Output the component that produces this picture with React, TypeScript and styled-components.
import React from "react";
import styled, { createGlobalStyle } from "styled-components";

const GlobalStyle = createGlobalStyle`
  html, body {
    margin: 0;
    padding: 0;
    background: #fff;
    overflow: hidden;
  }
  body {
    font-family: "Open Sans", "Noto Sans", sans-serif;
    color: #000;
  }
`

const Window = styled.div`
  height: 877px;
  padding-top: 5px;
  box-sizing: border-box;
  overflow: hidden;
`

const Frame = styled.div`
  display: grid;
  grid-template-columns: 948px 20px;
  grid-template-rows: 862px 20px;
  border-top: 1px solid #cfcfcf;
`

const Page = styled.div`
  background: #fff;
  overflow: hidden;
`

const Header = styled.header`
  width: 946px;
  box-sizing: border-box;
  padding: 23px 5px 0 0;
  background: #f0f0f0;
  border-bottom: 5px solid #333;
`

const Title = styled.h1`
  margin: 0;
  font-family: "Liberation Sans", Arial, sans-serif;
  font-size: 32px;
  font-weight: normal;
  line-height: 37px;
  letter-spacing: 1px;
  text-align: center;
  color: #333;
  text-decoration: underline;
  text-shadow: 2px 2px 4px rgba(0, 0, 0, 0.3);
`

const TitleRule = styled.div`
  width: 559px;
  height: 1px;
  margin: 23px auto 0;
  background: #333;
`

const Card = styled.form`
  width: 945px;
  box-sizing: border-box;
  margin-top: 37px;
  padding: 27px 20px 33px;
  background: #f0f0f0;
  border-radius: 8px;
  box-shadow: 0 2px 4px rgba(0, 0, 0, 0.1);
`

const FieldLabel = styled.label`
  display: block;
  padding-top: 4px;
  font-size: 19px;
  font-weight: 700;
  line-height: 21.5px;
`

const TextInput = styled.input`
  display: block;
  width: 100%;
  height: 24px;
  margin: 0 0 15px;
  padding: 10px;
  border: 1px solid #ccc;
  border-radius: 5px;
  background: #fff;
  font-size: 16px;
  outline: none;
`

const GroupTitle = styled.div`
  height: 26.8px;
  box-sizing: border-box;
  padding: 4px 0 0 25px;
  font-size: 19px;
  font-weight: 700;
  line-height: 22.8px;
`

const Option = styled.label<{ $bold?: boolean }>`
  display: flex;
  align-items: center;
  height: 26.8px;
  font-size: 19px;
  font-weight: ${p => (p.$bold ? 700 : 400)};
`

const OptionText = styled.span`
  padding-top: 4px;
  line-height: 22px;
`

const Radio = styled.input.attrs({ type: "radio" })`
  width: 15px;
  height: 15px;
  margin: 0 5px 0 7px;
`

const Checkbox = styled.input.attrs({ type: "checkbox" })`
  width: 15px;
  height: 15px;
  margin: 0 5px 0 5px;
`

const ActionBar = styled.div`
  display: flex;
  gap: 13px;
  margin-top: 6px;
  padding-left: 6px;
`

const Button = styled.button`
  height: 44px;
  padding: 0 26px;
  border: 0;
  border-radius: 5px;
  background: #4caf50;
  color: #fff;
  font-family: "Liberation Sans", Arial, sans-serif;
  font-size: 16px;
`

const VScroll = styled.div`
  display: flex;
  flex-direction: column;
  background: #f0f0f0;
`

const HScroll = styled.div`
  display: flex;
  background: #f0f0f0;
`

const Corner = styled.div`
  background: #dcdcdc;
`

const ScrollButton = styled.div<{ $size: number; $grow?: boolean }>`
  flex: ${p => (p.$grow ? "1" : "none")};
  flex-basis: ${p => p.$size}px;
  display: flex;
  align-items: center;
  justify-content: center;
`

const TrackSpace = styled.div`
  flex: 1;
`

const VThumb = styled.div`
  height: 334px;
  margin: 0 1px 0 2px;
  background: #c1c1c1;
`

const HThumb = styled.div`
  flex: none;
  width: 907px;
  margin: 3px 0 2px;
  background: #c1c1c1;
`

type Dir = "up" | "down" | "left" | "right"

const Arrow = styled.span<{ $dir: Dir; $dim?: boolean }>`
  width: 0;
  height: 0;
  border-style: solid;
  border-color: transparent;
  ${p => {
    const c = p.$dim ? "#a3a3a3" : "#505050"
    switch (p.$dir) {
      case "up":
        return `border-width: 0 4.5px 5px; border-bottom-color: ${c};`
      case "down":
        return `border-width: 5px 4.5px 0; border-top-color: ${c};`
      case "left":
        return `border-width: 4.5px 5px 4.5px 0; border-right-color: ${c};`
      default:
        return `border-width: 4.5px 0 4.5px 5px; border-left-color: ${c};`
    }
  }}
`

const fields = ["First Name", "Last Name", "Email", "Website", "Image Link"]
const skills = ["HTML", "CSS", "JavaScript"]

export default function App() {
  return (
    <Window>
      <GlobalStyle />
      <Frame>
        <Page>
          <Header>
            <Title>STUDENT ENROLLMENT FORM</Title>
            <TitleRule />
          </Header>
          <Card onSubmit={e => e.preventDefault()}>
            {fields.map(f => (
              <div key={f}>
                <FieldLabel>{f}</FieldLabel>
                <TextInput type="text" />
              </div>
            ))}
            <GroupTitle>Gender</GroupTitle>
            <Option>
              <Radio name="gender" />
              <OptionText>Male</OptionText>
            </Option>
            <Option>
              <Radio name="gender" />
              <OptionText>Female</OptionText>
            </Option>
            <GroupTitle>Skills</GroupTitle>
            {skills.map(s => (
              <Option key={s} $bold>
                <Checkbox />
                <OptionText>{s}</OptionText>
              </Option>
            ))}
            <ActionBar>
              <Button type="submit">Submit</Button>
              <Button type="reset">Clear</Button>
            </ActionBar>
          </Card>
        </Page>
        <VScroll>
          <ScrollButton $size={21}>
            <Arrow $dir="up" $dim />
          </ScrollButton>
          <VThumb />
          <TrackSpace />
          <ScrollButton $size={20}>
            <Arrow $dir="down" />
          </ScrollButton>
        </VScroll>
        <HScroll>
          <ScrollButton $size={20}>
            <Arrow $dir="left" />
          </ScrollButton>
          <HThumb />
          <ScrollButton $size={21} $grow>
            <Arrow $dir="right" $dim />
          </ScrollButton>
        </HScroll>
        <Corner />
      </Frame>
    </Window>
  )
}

____________________

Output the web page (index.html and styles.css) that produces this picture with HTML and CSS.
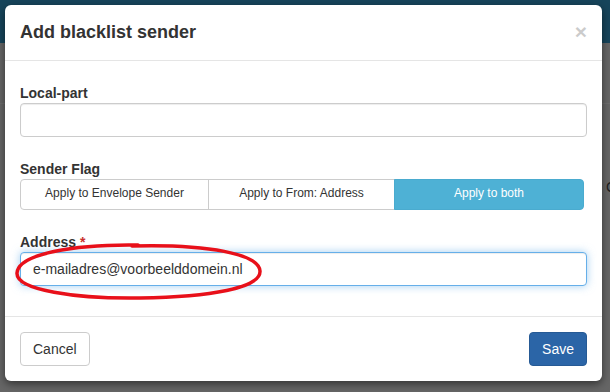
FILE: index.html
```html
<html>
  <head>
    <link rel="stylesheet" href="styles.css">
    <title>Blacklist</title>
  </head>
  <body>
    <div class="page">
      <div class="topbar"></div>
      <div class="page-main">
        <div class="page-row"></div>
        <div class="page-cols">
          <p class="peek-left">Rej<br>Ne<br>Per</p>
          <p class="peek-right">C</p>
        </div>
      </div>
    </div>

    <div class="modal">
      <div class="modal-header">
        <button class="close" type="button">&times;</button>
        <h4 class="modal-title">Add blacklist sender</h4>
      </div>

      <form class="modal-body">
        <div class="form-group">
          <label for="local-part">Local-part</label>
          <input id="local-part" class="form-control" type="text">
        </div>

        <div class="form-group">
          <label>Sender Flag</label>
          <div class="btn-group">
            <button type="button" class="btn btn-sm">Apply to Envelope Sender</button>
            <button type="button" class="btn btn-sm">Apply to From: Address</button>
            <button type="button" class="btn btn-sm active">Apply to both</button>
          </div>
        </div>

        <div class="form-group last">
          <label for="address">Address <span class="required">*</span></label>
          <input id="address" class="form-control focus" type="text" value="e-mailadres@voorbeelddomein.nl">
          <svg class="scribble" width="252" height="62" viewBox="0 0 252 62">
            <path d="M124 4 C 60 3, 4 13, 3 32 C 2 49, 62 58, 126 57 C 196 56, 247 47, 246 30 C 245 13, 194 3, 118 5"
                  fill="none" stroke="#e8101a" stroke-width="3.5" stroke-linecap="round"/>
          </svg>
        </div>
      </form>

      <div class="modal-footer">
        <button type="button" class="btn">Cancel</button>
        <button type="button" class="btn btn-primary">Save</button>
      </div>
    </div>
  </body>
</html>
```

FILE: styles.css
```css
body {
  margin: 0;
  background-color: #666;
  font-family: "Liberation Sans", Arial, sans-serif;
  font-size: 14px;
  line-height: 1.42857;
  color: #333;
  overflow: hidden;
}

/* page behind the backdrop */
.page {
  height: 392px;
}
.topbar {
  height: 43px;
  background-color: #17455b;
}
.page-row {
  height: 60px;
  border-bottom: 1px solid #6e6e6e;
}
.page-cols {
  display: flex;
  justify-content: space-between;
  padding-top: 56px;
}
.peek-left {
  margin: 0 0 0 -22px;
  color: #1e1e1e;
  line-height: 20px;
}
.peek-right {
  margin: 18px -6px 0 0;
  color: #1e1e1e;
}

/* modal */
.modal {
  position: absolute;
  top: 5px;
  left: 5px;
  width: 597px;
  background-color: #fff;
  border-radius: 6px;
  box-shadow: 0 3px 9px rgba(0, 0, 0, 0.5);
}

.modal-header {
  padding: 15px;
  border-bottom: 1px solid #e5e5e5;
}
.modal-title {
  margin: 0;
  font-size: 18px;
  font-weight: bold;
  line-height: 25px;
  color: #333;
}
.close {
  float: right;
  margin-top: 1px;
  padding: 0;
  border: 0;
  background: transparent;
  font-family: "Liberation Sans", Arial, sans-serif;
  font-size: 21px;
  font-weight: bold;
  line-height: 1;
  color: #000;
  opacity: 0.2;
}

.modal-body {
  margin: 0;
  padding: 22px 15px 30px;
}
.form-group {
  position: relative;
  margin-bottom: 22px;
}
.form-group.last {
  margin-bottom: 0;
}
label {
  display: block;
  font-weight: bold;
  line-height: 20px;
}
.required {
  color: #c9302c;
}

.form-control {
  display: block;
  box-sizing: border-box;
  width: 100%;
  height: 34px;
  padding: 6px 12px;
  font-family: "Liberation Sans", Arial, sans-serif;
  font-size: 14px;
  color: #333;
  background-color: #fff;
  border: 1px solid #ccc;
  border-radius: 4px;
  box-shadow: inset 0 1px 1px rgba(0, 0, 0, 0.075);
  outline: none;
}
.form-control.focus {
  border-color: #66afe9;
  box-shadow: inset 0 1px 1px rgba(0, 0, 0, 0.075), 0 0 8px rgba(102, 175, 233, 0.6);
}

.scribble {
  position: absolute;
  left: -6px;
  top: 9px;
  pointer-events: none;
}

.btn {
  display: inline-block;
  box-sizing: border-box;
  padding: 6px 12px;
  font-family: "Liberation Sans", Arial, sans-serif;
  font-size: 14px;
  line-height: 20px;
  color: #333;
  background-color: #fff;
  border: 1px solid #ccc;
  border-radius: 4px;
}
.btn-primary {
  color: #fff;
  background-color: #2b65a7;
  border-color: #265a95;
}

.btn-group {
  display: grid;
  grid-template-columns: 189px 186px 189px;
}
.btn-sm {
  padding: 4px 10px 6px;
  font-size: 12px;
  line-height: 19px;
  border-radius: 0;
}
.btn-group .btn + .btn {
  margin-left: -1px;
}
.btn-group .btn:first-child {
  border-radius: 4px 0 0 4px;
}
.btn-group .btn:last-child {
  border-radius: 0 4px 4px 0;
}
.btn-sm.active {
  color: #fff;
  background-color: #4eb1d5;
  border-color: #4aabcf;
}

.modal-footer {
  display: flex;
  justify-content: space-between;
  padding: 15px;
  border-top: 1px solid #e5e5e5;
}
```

____________________

▶ [Written instruction] From the material given, work out how many lines hold the string "styles"; state that number and nothing further.

▶ [Result of this task] 3